We must also consider questions of population density. Ideally, under a regime of economic freedom, what determines whether a geographical area should be settled at all, and if so how intensively? It depends upon whether or not, in the eyes of the human economic actors involved, the subjective costs outweigh the benefits. The reason no one lives in the north or south poles, and that population density in Siberia, Northern Canada, and the desert areas of Nevada is very low, is that the disadvantages are vastly greater than the advantages in those places.
However, if government subsidizes building in areas people on their own would not choose to locate, then the populace can no longer allocate itself geographically in a rational manner. Similarly, if the government declares drought-stricken farmlands an emergency area, and heavily subsidizes agriculture in such locales, there is also misallocation of settlement in this regard.
The Federal Emergency Management Agency, created in 1979, became part of the US Department of Homeland Security only on March 1, 2003. The federal government has been doling out gobs of money to inhabitants of areas struck by tornados, storms, snow, and other inclement weather for years. Such declarations number in the dozens for 2005 alone. Southern Louisiana, Mississippi, and Alabama have already been declared federal disaster areas. Billions of dollars will pour into these political jurisdictions. Thus, locational decisions are and will continue to be rendered less rational than otherwise, if people had to pay the full costs of their geographical settlement decisions.
As it happens, lots of valuable capital is located in New Orleans. This fact would incline us to reinvest in that locale, storms be damned. But only private enterprise can make such a decision on a rational basis. When government muddies the waters, this cannot take place.
The best way then, to rationally determine whether or not the Big Easy should be saved, is to leave this decision entirely to free enterprise—to capitalist entrepreneurs, who, alone, can rationally make such determinations.
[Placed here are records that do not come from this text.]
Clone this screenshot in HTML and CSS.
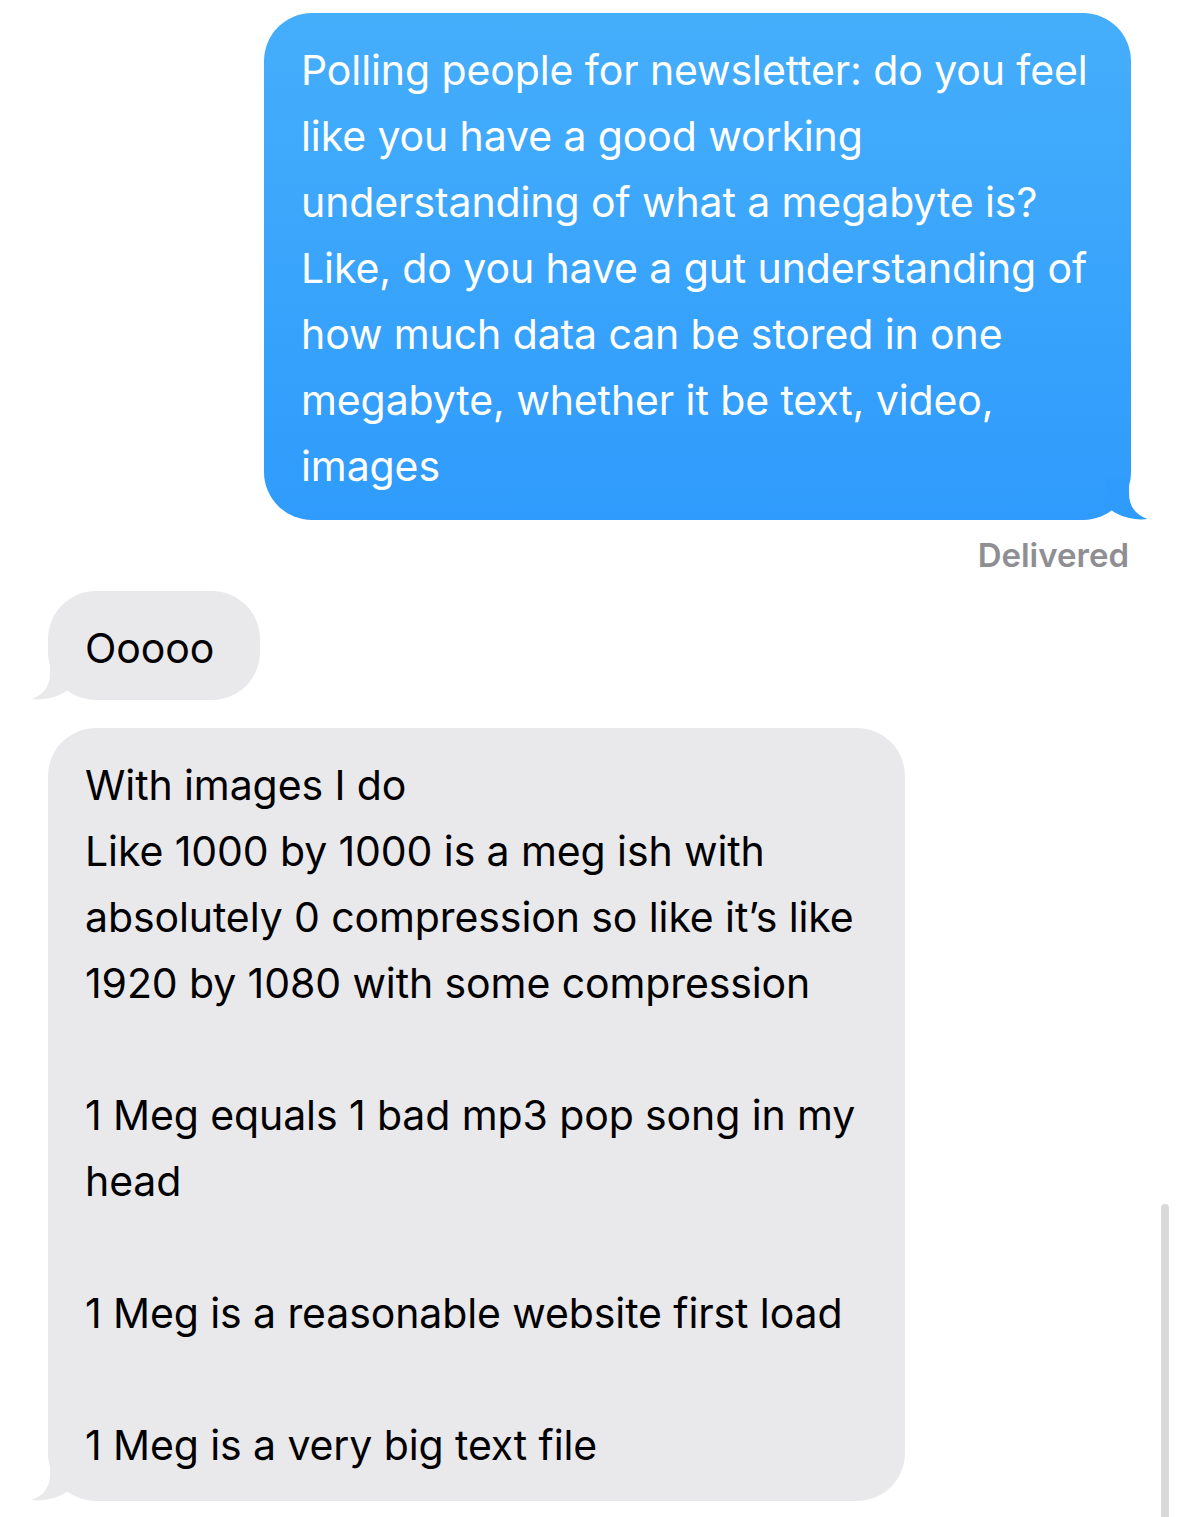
FILE: index.html
```html
<!DOCTYPE html>
<html lang="en">
<head>
<meta charset="utf-8">
<title>Messages</title>
<link rel="stylesheet" href="styles.css">
</head>
<body>
<div class="thread">
  <div class="bubble sent">
    <p class="text">Polling people for newsletter: do you feel<br>like you have a good working<br>understanding of what a megabyte is?<br>Like, do you have a gut understanding of<br>how much data can be stored in one<br>megabyte, whether it be text, video,<br>images</p>
    <svg class="tail tail-sent" width="42" height="41" viewBox="0 0 42 41"><path d="M0 0 L23 0 L23 14 C23 28 30 36 41.5 40 C30 41.5 15 38.5 5 31 L0 24 Z" fill="#2f9bfc"/></svg>
  </div>
  <div class="status">Delivered</div>
  <div class="bubble received short">
    <p class="text">Ooooo</p>
    <svg class="tail tail-recv" width="42" height="41" viewBox="0 0 42 41"><path d="M0 0 L23 0 L23 14 C23 28 30 36 41.5 40 C30 41.5 15 38.5 5 31 L0 24 Z" fill="#e9e9eb"/></svg>
  </div>
  <div class="bubble received long">
    <p class="text">With images I do<br>Like 1000 by 1000 is a meg ish with<br>absolutely 0 compression so like it’s like<br>1920 by 1080 with some compression<br><br>1 Meg equals 1 bad mp3 pop song in my<br>head<br><br>1 Meg is a reasonable website first load<br><br>1 Meg is a very big text file</p>
    <svg class="tail tail-recv" width="42" height="41" viewBox="0 0 42 41"><path d="M0 0 L23 0 L23 14 C23 28 30 36 41.5 40 C30 41.5 15 38.5 5 31 L0 24 Z" fill="#e9e9eb"/></svg>
  </div>
</div>
<div class="scrollbar"></div>
</body>
</html>
```

FILE: styles.css
```css
html, body {
  margin: 0;
  padding: 0;
  background: #ffffff;
}

body {
  width: 1179px;
  height: 1517px;
  overflow: hidden;
  position: relative;
  font-family: "Inter", "Liberation Sans", sans-serif;
}

.thread {
  display: flex;
  flex-direction: column;
  padding: 13px 48px 0 48px;
}

.bubble {
  position: relative;
  border-radius: 48px;
  padding: 24px 37px 23px 37px;
  box-sizing: border-box;
}

.text {
  margin: 0;
  font-size: 41px;
  line-height: 66px;
  white-space: nowrap;
  letter-spacing: -0.1px;
  position: relative;
  z-index: 1;
}

.sent {
  align-self: flex-end;
  width: 867px;
  padding-bottom: 21px;
  background: linear-gradient(180deg, #45aefb 0%, #2f9bfc 100%);
  color: #ffffff;
}

.received {
  align-self: flex-start;
  background: #e9e9eb;
  color: #000000;
}

.short {
  margin-top: 16px;
  padding-right: 46px;
  padding-bottom: 19px;
}

.long {
  width: 857px;
  margin-top: 28px;
}

.tail {
  position: absolute;
  bottom: 0;
  display: block;
}

.tail-sent {
  right: -17px;
}

.tail-recv {
  left: -17px;
  transform: scaleX(-1);
}

.status {
  align-self: flex-end;
  margin-top: 15px;
  margin-right: 2px;
  font-size: 33px;
  line-height: 40px;
  font-weight: 600;
  color: #8e8e93;
}

.scrollbar {
  position: absolute;
  left: 1161px;
  top: 1204px;
  width: 8px;
  bottom: 0;
  background: #d9d9d9;
  border-radius: 4px 4px 0 0;
}
```
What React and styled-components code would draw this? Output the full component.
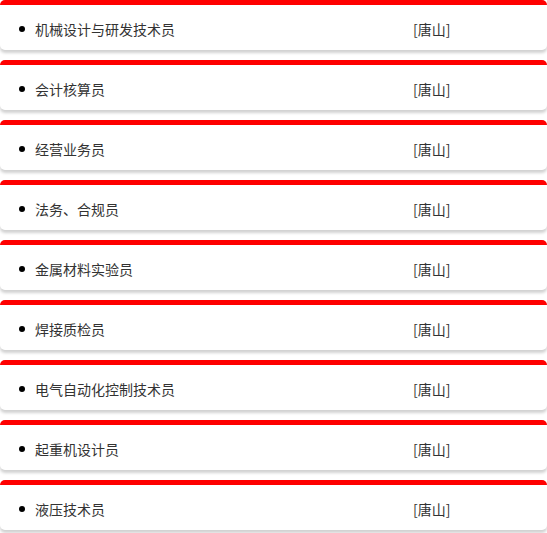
import React from 'react';
import styled, { createGlobalStyle } from "styled-components";

const Global = createGlobalStyle`
    body {
        margin: 0;
        background: #fff;
        font-family: "Microsoft YaHei", "Noto Sans CJK SC", "Noto Sans", sans-serif;
    }
`;

const List = styled.ul`
    list-style: none;
    margin: 0;
    padding: 0;
`;

const Item = styled.li`
    display: grid;
    grid-template-columns: 35px 378px 1fr;
    align-items: center;
    height: 42px;
    padding-top: 3px;
    border-top: 5px solid #ff0000;
    border-radius: 5px;
    background: #fff;
    box-shadow: 0 3px 3px rgba(0, 0, 0, 0.18);
    margin-bottom: 10px;
    font-size: 14px;
    color: #333;
`;

const Dot = styled.span`
    justify-self: start;
    margin-left: 19px;
    width: 6px;
    height: 6px;
    border-radius: 50%;
    background: #000;
`;

const Name = styled.span`
    white-space: nowrap;
`;

const Place = styled.span`
    white-space: nowrap;
`;

function App() {
    const jobs = [
        "机械设计与研发技术员",
        "会计核算员",
        "经营业务员",
        "法务、合规员",
        "金属材料实验员",
        "焊接质检员",
        "电气自动化控制技术员",
        "起重机设计员",
        "液压技术员"
    ];

    return (
        <>
            <Global />
            <List>
                {jobs.map((j) =>
                    <Item key={j}>
                        <Dot />
                        <Name>{j}</Name>
                        <Place>[唐山]</Place>
                    </Item>
                )}
            </List>
        </>
    )
}

export default App;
As the Austrian side of the socialist calculation debate has demonstrated, only with market prices can this be done. Moreover, private owners make such decisions with their own money, or funds entrusted to them; if they err, they alone suffer. They do not bring the rest of us down along with them.
For anyone watching the rescue efforts after the flood, it was clear who and what was responding. It was not government, which only began getting its act together after the public-relations disaster in the first week. Private charitable organizations—which are also part of the market economy—responded heroically and quickly and well. I’m particularly proud of the role the Mises Institute played in providing a means for a lone internet company in New Orleans to broadcast from the scene of disaster to the entire world.
Katrina led to a horrible calamity. The lesson it teaches us is one that all of history teaches: private enterprise offers hope for success whereas government offers only a guarantee of failure.